Modify the enabled keys or adjust the lists to suit your preferences.

Example

To disable the time filter, set enabled to False:

filters['time_filter']['enabled'] = False

Output

The script generates a CSV file named composite_sessions.csv containing the following columns:

  • Session Information:
    • Session ID
    • Session Start Date
    • Session End Date
    • Session Duration
    • Session Location
    • Session Talent Presence
    • Session Q&A
    • Session Day
  • Film Information:
    • Film ID
    • International Title
    • Original Title
    • Year
    • Duration
    • Directors
    • Director Biography
    • Synopsis (English)
    • Credits (English)
    • Genres
    • Sections
    • Categories
    • Awards
    • Types
    • Languages
    • Countries
    • Film URL

Skipped Items Reporting

The script reports to the console when sessions or films are skipped due to the applied filters. This provides transparency and allows you to adjust filters if needed.

Notes

  • Data Accuracy: The script relies on the structure of the JSON files and the Sitges Film Festival website.

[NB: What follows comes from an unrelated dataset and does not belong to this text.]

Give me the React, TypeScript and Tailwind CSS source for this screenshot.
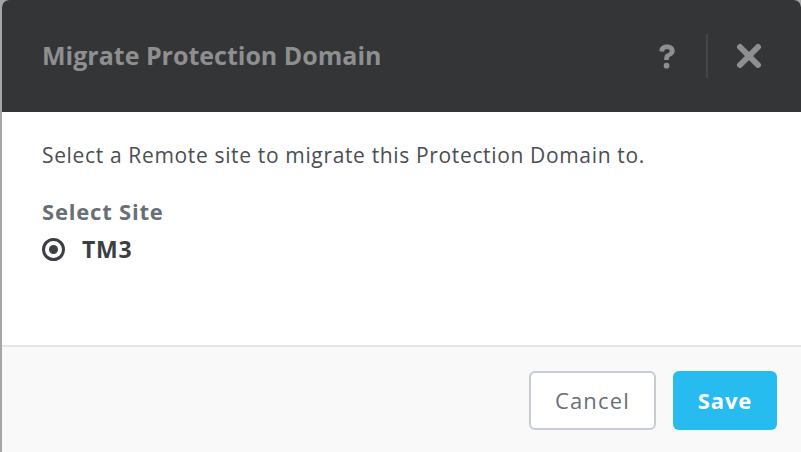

Changes to the website or data format may require updates to the script.
  • Web Scraping Ethics:
    • Ensure compliance with the website's Terms of Service and Robots.txt policies.
    • Use the script responsibly and avoid overloading the website with excessive requests.
  • Performance Considerations:
    • Scraping multiple film pages can be time-consuming. Consider implementing caching or limiting the number of requests if necessary.
    • The script includes basic error handling for network issues or unexpected data formats.

License

This project is licensed under the MIT License.


Disclaimer: This script is intended for educational and personal use. The author is not affiliated with the Sitges Film Festival. Always respect data privacy laws and website terms when accessing and using online content.